## Given problem:
Type out the complete listing below word for word, without its pictures.

----------

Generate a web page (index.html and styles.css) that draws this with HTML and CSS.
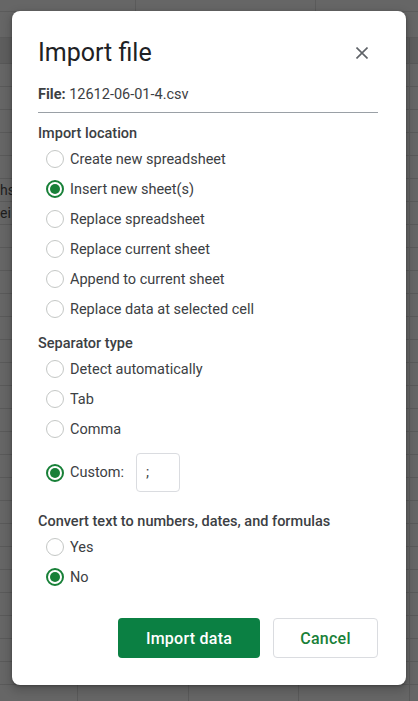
FILE: index.html
```html
<!DOCTYPE html>
<html lang="en">
<head>
<meta charset="utf-8">
<title>Import file</title>
<link rel="stylesheet" href="styles.css">
</head>
<body>
<div class="sheet">
  <div class="sheet-top"></div>
  <div class="sheet-row1"></div>
  <div class="sheet-head"></div>
  <div class="sheet-body">
    <div class="srow"></div>
    <div class="srow"></div>
    <div class="srow"></div>
    <div class="srow"></div>
    <div class="srow"></div>
    <div class="srow"><span class="cell-frag">hs</span></div>
    <div class="srow"><span class="cell-frag">ei</span></div>
    <div class="srow"></div>
    <div class="srow"></div>
    <div class="srow"></div>
    <div class="srow"></div>
    <div class="srow"></div>
    <div class="srow"></div>
    <div class="srow"></div>
    <div class="srow"></div>
    <div class="srow"></div>
    <div class="srow"></div>
    <div class="srow"></div>
    <div class="srow"></div>
    <div class="srow"></div>
    <div class="srow"></div>
    <div class="srow"></div>
    <div class="srow"></div>
    <div class="srow"></div>
    <div class="srow"></div>
    <div class="srow"></div>
    <div class="srow"><span class="cell-num">30.4</span></div>
  </div>
</div>

<div class="dialog">
  <div class="dlg-header">
    <h1 class="dlg-title">Import file</h1>
    <button class="close" aria-label="Close">
      <svg width="12" height="12" viewBox="0 0 12 12"><path d="M0.5 0.5 L11.5 11.5 M11.5 0.5 L0.5 11.5" stroke="#5f6368" stroke-width="1.6" fill="none"/></svg>
    </button>
  </div>
  <div class="file-line"><b>File:</b> 12612-06-01-4.csv</div>
  <div class="divider"></div>

  <div class="section-title first">Import location</div>
  <div class="options">
    <label class="opt"><span class="radio"></span>Create new spreadsheet</label>
    <label class="opt"><span class="radio on"></span>Insert new sheet(s)</label>
    <label class="opt"><span class="radio"></span>Replace spreadsheet</label>
    <label class="opt"><span class="radio"></span>Replace current sheet</label>
    <label class="opt"><span class="radio"></span>Append to current sheet</label>
    <label class="opt"><span class="radio"></span>Replace data at selected cell</label>
  </div>

  <div class="section-title">Separator type</div>
  <div class="options">
    <label class="opt"><span class="radio"></span>Detect automatically</label>
    <label class="opt"><span class="radio"></span>Tab</label>
    <label class="opt"><span class="radio"></span>Comma</label>
    <label class="opt custom"><span class="radio on"></span>Custom:<input class="sep-input" type="text" value=";"></label>
  </div>

  <div class="section-title convert">Convert text to numbers, dates, and formulas</div>
  <div class="options">
    <label class="opt"><span class="radio"></span>Yes</label>
    <label class="opt"><span class="radio on"></span>No</label>
  </div>

  <div class="actions">
    <button class="btn primary">Import data</button>
    <button class="btn secondary">Cancel</button>
  </div>
</div>
</body>
</html>
```
FILE: styles.css
```css
* { box-sizing: border-box; }
html, body {
  margin: 0;
  padding: 0;
  width: 418px;
  height: 701px;
  overflow: hidden;
  background: #666666;
  font-family: Roboto, "Liberation Sans", sans-serif;
}

/* dimmed spreadsheet behind the dialog */
.sheet {
  width: 418px;
  height: 701px;
  display: flex;
  flex-direction: column;
}
.sheet-top {
  height: 12px;
  border-bottom: 1px solid #5b5b5b;
  background-image:
    linear-gradient(to right, transparent 135px, #5b5b5b 135px, #5b5b5b 136px, transparent 136px),
    linear-gradient(to right, transparent 315px, #5b5b5b 315px, #5b5b5b 316px, transparent 316px);
}
.sheet-row1 {
  height: 26px;
  border-bottom: 1px solid #5b5b5b;
}
.sheet-head {
  height: 26px;
  background-color: #5e5e5e;
  border-bottom: 1px solid #585858;
  background-image: linear-gradient(to right, transparent 409px, #555 409px, #555 410px, transparent 410px);
}
.sheet-body {
  flex: 1;
  background-image:
    linear-gradient(to right, transparent 77px, #5a5a5a 77px, #5a5a5a 78px, transparent 78px),
    linear-gradient(to right, transparent 188px, #5a5a5a 188px, #5a5a5a 189px, transparent 189px),
    linear-gradient(to right, transparent 298px, #5a5a5a 298px, #5a5a5a 299px, transparent 299px),
    linear-gradient(to right, transparent 409px, #5a5a5a 409px, #5a5a5a 410px, transparent 410px);
}
.srow {
  height: 23px;
  border-bottom: 1px solid #5a5a5a;
  font-family: Roboto, "Liberation Sans", sans-serif;
  font-size: 14px;
  line-height: 23px;
  color: #1e1e1e;
}
.cell-frag {
  display: block;
  padding-left: 0;
}
.cell-num {
  display: block;
  padding-left: 80px;
  padding-top: 2px;
}

/* dialog */
.dialog {
  position: absolute;
  left: 12px;
  top: 11px;
  width: 394px;
  background: #ffffff;
  border-radius: 8px;
  padding: 26px 28px 27px 26px;
  box-shadow: 0 4px 8px 3px rgba(0,0,0,0.15), 0 1px 3px rgba(0,0,0,0.3);
  color: #3c4043;
}
.dlg-header {
  display: flex;
  align-items: center;
  justify-content: space-between;
  height: 32px;
}
.dlg-title {
  margin: 0;
  font-family: Roboto, "Liberation Sans", sans-serif;
  font-weight: 400;
  font-size: 25px;
  line-height: 32px;
  color: #202124;
}
.close {
  width: 32px;
  height: 32px;
  border: none;
  background: transparent;
  padding: 0;
  display: flex;
  align-items: center;
  justify-content: center;
}
.file-line {
  margin-top: 16px;
  font-size: 14.5px;
  line-height: 20px;
  color: #3c4043;
}
.file-line b { font-weight: 700; }
.divider {
  margin-top: 7px;
  height: 1px;
  background: #9aa0a6;
}
.section-title {
  margin-top: 10px;
  font-size: 14.5px;
  font-weight: 500;
  line-height: 20px;
  color: #3c4043;
}
.section-title.first { margin-top: 11px; }
.section-title.convert { margin-top: 20px; }

.options {
  display: flex;
  flex-direction: column;
}
.opt {
  height: 30px;
  display: flex;
  align-items: center;
  padding-left: 8px;
  font-size: 14.5px;
  color: #3c4043;
}
.radio {
  width: 18px;
  height: 18px;
  border-radius: 50%;
  border: 1px solid #c4c7c5;
  margin-right: 6px;
  display: flex;
  align-items: center;
  justify-content: center;
  flex: none;
}
.radio.on {
  border: 2px solid #188038;
}
.radio.on::after {
  content: "";
  width: 10px;
  height: 10px;
  border-radius: 50%;
  background: #188038;
}
.opt.custom {
  height: 39px;
  margin-top: 9px;
}
.sep-input {
  margin-left: 12px;
  width: 44px;
  height: 39px;
  border: 1px solid #dadce0;
  border-radius: 4px;
  padding: 0 0 0 9px;
  font-family: Roboto, "Liberation Sans", sans-serif;
  font-size: 14.5px;
  color: #3c4043;
  outline: none;
}

.actions {
  margin-top: 26px;
  display: flex;
  justify-content: flex-end;
  gap: 13px;
}
.btn {
  height: 40px;
  border-radius: 4px;
  font-family: Roboto, "Liberation Sans", sans-serif;
  font-size: 16px;
  font-weight: 500;
  letter-spacing: 0.25px;
  padding: 0;
}
.btn.primary {
  width: 142px;
  background: #0b8043;
  color: #ffffff;
  border: none;
}
.btn.secondary {
  width: 105px;
  background: #ffffff;
  color: #188038;
  border: 1px solid #dadce0;
}
```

----------

## Response to the task:
Generate a web page (index.html and styles.css) that draws this with HTML and CSS.
FILE: index.html
```html
<!DOCTYPE html>
<html lang="en">
<head>
<meta charset="utf-8">
<title>Import file</title>
<link rel="stylesheet" href="styles.css">
</head>
<body>
<div class="sheet">
  <div class="sheet-top"></div>
  <div class="sheet-row1"></div>
  <div class="sheet-head"></div>
  <div class="sheet-body">
    <div class="srow"></div>
    <div class="srow"></div>
    <div class="srow"></div>
    <div class="srow"></div>
    <div class="srow"></div>
    <div class="srow"><span class="cell-frag">hs</span></div>
    <div class="srow"><span class="cell-frag">ei</span></div>
    <div class="srow"></div>
    <div class="srow"></div>
    <div class="srow"></div>
    <div class="srow"></div>
    <div class="srow"></div>
    <div class="srow"></div>
    <div class="srow"></div>
    <div class="srow"></div>
    <div class="srow"></div>
    <div class="srow"></div>
    <div class="srow"></div>
    <div class="srow"></div>
    <div class="srow"></div>
    <div class="srow"></div>
    <div class="srow"></div>
    <div class="srow"></div>
    <div class="srow"></div>
    <div class="srow"></div>
    <div class="srow"></div>
    <div class="srow"><span class="cell-num">30.4</span></div>
  </div>
</div>

<div class="dialog">
  <div class="dlg-header">
    <h1 class="dlg-title">Import file</h1>
    <button class="close" aria-label="Close">
      <svg width="12" height="12" viewBox="0 0 12 12"><path d="M0.5 0.5 L11.5 11.5 M11.5 0.5 L0.5 11.5" stroke="#5f6368" stroke-width="1.6" fill="none"/></svg>
    </button>
  </div>
  <div class="file-line"><b>File:</b> 12612-06-01-4.csv</div>
  <div class="divider"></div>

  <div class="section-title first">Import location</div>
  <div class="options">
    <label class="opt"><span class="radio"></span>Create new spreadsheet</label>
    <label class="opt"><span class="radio on"></span>Insert new sheet(s)</label>
    <label class="opt"><span class="radio"></span>Replace spreadsheet</label>
    <label class="opt"><span class="radio"></span>Replace current sheet</label>
    <label class="opt"><span class="radio"></span>Append to current sheet</label>
    <label class="opt"><span class="radio"></span>Replace data at selected cell</label>
  </div>

  <div class="section-title">Separator type</div>
  <div class="options">
    <label class="opt"><span class="radio"></span>Detect automatically</label>
    <label class="opt"><span class="radio"></span>Tab</label>
    <label class="opt"><span class="radio"></span>Comma</label>
    <label class="opt custom"><span class="radio on"></span>Custom:<input class="sep-input" type="text" value=";"></label>
  </div>

  <div class="section-title convert">Convert text to numbers, dates, and formulas</div>
  <div class="options">
    <label class="opt"><span class="radio"></span>Yes</label>
    <label class="opt"><span class="radio on"></span>No</label>
  </div>

  <div class="actions">
    <button class="btn primary">Import data</button>
    <button class="btn secondary">Cancel</button>
  </div>
</div>
</body>
</html>
```
FILE: styles.css
```css
* { box-sizing: border-box; }
html, body {
  margin: 0;
  padding: 0;
  width: 418px;
  height: 701px;
  overflow: hidden;
  background: #666666;
  font-family: Roboto, "Liberation Sans", sans-serif;
}

/* dimmed spreadsheet behind the dialog */
.sheet {
  width: 418px;
  height: 701px;
  display: flex;
  flex-direction: column;
}
.sheet-top {
  height: 12px;
  border-bottom: 1px solid #5b5b5b;
  background-image:
    linear-gradient(to right, transparent 135px, #5b5b5b 135px, #5b5b5b 136px, transparent 136px),
    linear-gradient(to right, transparent 315px, #5b5b5b 315px, #5b5b5b 316px, transparent 316px);
}
.sheet-row1 {
  height: 26px;
  border-bottom: 1px solid #5b5b5b;
}
.sheet-head {
  height: 26px;
  background-color: #5e5e5e;
  border-bottom: 1px solid #585858;
  background-image: linear-gradient(to right, transparent 409px, #555 409px, #555 410px, transparent 410px);
}
.sheet-body {
  flex: 1;
  background-image:
    linear-gradient(to right, transparent 77px, #5a5a5a 77px, #5a5a5a 78px, transparent 78px),
    linear-gradient(to right, transparent 188px, #5a5a5a 188px, #5a5a5a 189px, transparent 189px),
    linear-gradient(to right, transparent 298px, #5a5a5a 298px, #5a5a5a 299px, transparent 299px),
    linear-gradient(to right, transparent 409px, #5a5a5a 409px, #5a5a5a 410px, transparent 410px);
}
.srow {
  height: 23px;
  border-bottom: 1px solid #5a5a5a;
  font-family: Roboto, "Liberation Sans", sans-serif;
  font-size: 14px;
  line-height: 23px;
  color: #1e1e1e;
}
.cell-frag {
  display: block;
  padding-left: 0;
}
.cell-num {
  display: block;
  padding-left: 80px;
  padding-top: 2px;
}

/* dialog */
.dialog {
  position: absolute;
  left: 12px;
  top: 11px;
  width: 394px;
  background: #ffffff;
  border-radius: 8px;
  padding: 26px 28px 27px 26px;
  box-shadow: 0 4px 8px 3px rgba(0,0,0,0.15), 0 1px 3px rgba(0,0,0,0.3);
  color: #3c4043;
}
.dlg-header {
  display: flex;
  align-items: center;
  justify-content: space-between;
  height: 32px;
}
.dlg-title {
  margin: 0;
  font-family: Roboto, "Liberation Sans", sans-serif;
  font-weight: 400;
  font-size: 25px;
  line-height: 32px;
  color: #202124;
}
.close {
  width: 32px;
  height: 32px;
  border: none;
  background: transparent;
  padding: 0;
  display: flex;
  align-items: center;
  justify-content: center;
}
.file-line {
  margin-top: 16px;
  font-size: 14.5px;
  line-height: 20px;
  color: #3c4043;
}
.file-line b { font-weight: 700; }
.divider {
  margin-top: 7px;
  height: 1px;
  background: #9aa0a6;
}
.section-title {
  margin-top: 10px;
  font-size: 14.5px;
  font-weight: 500;
  line-height: 20px;
  color: #3c4043;
}
.section-title.first { margin-top: 11px; }
.section-title.convert { margin-top: 20px; }

.options {
  display: flex;
  flex-direction: column;
}
.opt {
  height: 30px;
  display: flex;
  align-items: center;
  padding-left: 8px;
  font-size: 14.5px;
  color: #3c4043;
}
.radio {
  width: 18px;
  height: 18px;
  border-radius: 50%;
  border: 1px solid #c4c7c5;
  margin-right: 6px;
  display: flex;
  align-items: center;
  justify-content: center;
  flex: none;
}
.radio.on {
  border: 2px solid #188038;
}
.radio.on::after {
  content: "";
  width: 10px;
  height: 10px;
  border-radius: 50%;
  background: #188038;
}
.opt.custom {
  height: 39px;
  margin-top: 9px;
}
.sep-input {
  margin-left: 12px;
  width: 44px;
  height: 39px;
  border: 1px solid #dadce0;
  border-radius: 4px;
  padding: 0 0 0 9px;
  font-family: Roboto, "Liberation Sans", sans-serif;
  font-size: 14.5px;
  color: #3c4043;
  outline: none;
}

.actions {
  margin-top: 26px;
  display: flex;
  justify-content: flex-end;
  gap: 13px;
}
.btn {
  height: 40px;
  border-radius: 4px;
  font-family: Roboto, "Liberation Sans", sans-serif;
  font-size: 16px;
  font-weight: 500;
  letter-spacing: 0.25px;
  padding: 0;
}
.btn.primary {
  width: 142px;
  background: #0b8043;
  color: #ffffff;
  border: none;
}
.btn.secondary {
  width: 105px;
  background: #ffffff;
  color: #188038;
  border: 1px solid #dadce0;
}
```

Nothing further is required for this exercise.